Firstly, if you are planning to live in France, you should ask the Inland Revenue in the UK for form P85 which will finalise your English tax affairs. Next, contact the Department of Work and Pensions in Newcastle to find out about your entitlement to a state pension, bearing in mind that anyone retiring after 2010 will find the qualification for a maximum pension is reduced from 40 years’ National Insurance contributions to 30 years which is good news.
If you are going to be resident in France then any tax benefits from shares or ISAs will not be available so it may be wise to realise any gains before moving, safe in the knowledge that you there are plenty of deposit and savings accounts available for French residents.

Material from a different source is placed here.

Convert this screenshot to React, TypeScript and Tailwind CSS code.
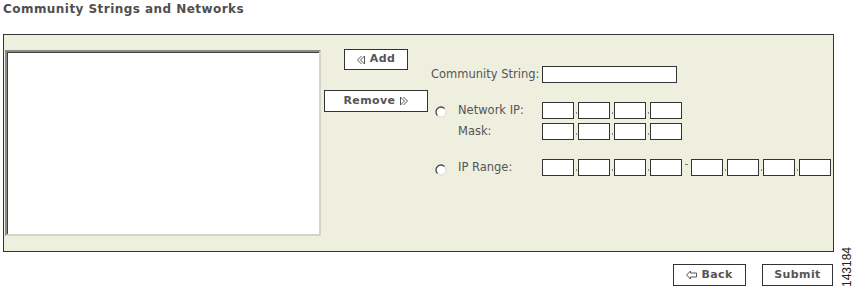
import React from 'react';

function Radio() {
  return (
    <svg width="12" height="12" viewBox="0 0 12 12" className="block">
      <circle cx="6" cy="6" r="5" fill="#fff" stroke="#dcdcd4" strokeWidth="1" />
      <path d="M 9.54 2.46 A 5 5 0 0 0 2.46 9.54" fill="none" stroke="#4a4a4a" strokeWidth="1.3" />
    </svg>
  );
}

function Chevrons({ dir }: { dir: 'left' | 'right' }) {
  return (
    <svg width="9" height="10" viewBox="0 0 9 10" className={`block ${dir === 'right' ? '-scale-x-100' : ''}`}>
      <polyline points="4.5,1 0.5,5 4.5,9" fill="none" stroke="#555" strokeWidth="1" />
      <polygon points="3.5,5 7.5,1 7.5,9" fill="none" stroke="#555" strokeWidth="1" />
    </svg>
  );
}

function BackArrow() {
  return (
    <svg width="11" height="10" viewBox="0 0 11 10" className="block">
      <polygon points="0.5,5 4.5,1 4.5,3 10.5,3 10.5,7 4.5,7 4.5,9" fill="none" stroke="#555" strokeWidth="1" />
    </svg>
  );
}

function Box({ w = 32 }: { w?: number }) {
  return <input className="h-[17px] bg-white border border-[#333] outline-none" style={{ width: w }} />;
}

function Dot() {
  return (
    <span className="w-[4px] h-[17px] flex justify-center items-end pb-[5px]">
      <span className="w-[1px] h-[2px] bg-[#888]" />
    </span>
  );
}

function Quad() {
  return (
    <div className="flex">
      <Box />
      <Dot />
      <Box />
      <Dot />
      <Box />
      <Dot />
      <Box />
    </div>
  );
}

function Btn({ children, className }: { children: React.ReactNode; className: string }) {
  return (
    <button className={`bg-white border border-[#333] flex items-center justify-center gap-[4px] text-[11px] font-bold tracking-[0.4px] text-[#555] ${className}`}>
      {children}
    </button>
  );
}

export default function App() {
  return (
    <div className="w-[853px] h-[290px] bg-white font-['DejaVu_Sans',sans-serif] text-[#555] overflow-hidden">
      <h1 className="h-[34px] pl-[3px] pt-[1px] text-[12px] font-bold tracking-[0.45px] text-[#4f4f4f] leading-[16px]">
        Community Strings and Networks
      </h1>

      <div className="ml-[3px] w-[831px] h-[218px] border border-[#333] bg-[#efefe0] flex items-start pt-[15px] pl-[1px]">
        {/* list of strings */}
        <div className="w-[316px] h-[186px] bg-white border-2 border-t-[#8a8a8a] border-l-[#8a8a8a] border-r-[#d4d4cc] border-b-[#d4d4cc] shadow-[inset_1px_1px_0_#404040]" />

        <div className="ml-[3px] w-[104px] -mt-[1px] flex flex-col items-center">
          <Btn className="w-[64px] h-[21px]">
            <Chevrons dir="left" />
            Add
          </Btn>
          <Btn className="w-[104px] h-[22px] mt-[20px]">
            Remove
            <Chevrons dir="right" />
          </Btn>
        </div>

        <div className="ml-[3px] flex flex-col text-[11.5px] leading-[17px]">
          <div className="mt-[16px] flex items-center">
            <span className="w-[111px]">Community String:</span>
            <Box w={135} />
          </div>

          <div className="mt-[19px] flex items-center">
            <span className="w-[27px] pl-[4px] pt-[2px]">
              <Radio />
            </span>
            <span className="w-[84px]">Network IP:</span>
            <Quad />
          </div>
          <div className="mt-[4px] flex items-center">
            <span className="w-[111px] pl-[27px]">Mask:</span>
            <Quad />
          </div>

          <div className="mt-[19px] flex items-center">
            <span className="w-[27px] pl-[4px] pt-[5px]">
              <Radio />
            </span>
            <span className="w-[84px]">IP Range:</span>
            <Quad />
            <span className="w-[9px] h-[17px] flex justify-center items-start pt-[5px]">
              <span className="w-[3px] h-[1px] bg-[#777]" />
            </span>
            <Quad />
          </div>
        </div>
      </div>

      <div className="-mt-[6px] flex justify-end items-end pr-[1px]">
        <Btn className="w-[73px] h-[22px]">
          <BackArrow />
          Back
        </Btn>
        <Btn className="ml-[16px] w-[71px] h-[22px]">Submit</Btn>
        <span className="ml-[9px] w-[10px] h-[41px] [writing-mode:vertical-rl] rotate-180 font-['Liberation_Sans',sans-serif] text-[12px] leading-[10px] text-[#222] mb-[-1px]">
          143184
        </span>
      </div>
    </div>
  );
}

It is your responsibility to declare the fact that you are a French resident to the local tax authorities. When it comes to French inheritance tax, this may not be as bad as you imagine and there are ways of reducing any liability to French inheritance tax being passed on to your children.
Regarding income tax, the main difference is that in France the tax is applied to the whole household and this means a retired couple or those with children should be better off than in the UK. If you have sold up in the UK and plan to live on capital then you will be entitled to large amounts of income and pay very little tax.
Do note that the French government has changed the Capital gains tax rules on second homes. They have extended the period of full relief from 15 years to 30 years with taper relief as the years go by. The legislation will not be finalised however until February 1st 2012.
It is important to note that if you own property and other assets in France and you are not a French resident, they will still be subject to French succession tax when you die as well as being part of your estate for UK inheritance tax.
The whole question of taxation is something which many people find something of a burden, not only to pay but to understand! We highly recommend seeking the advice of a qualified tax expert, ideally who is regulated by the Financial Services Authority in the UK and also totally familiar with taxation in France. The UK-based law firm, Ashton Graham (www.ashtongraham.co.uk) will be able to help you.
It is so important to take advantage of everything you can so that you are living in a tax efficient manner. Taxation issues can be extremely complex and, of course, are subject to change so advice taken at the beginning will stand you in good stead for your future life in France.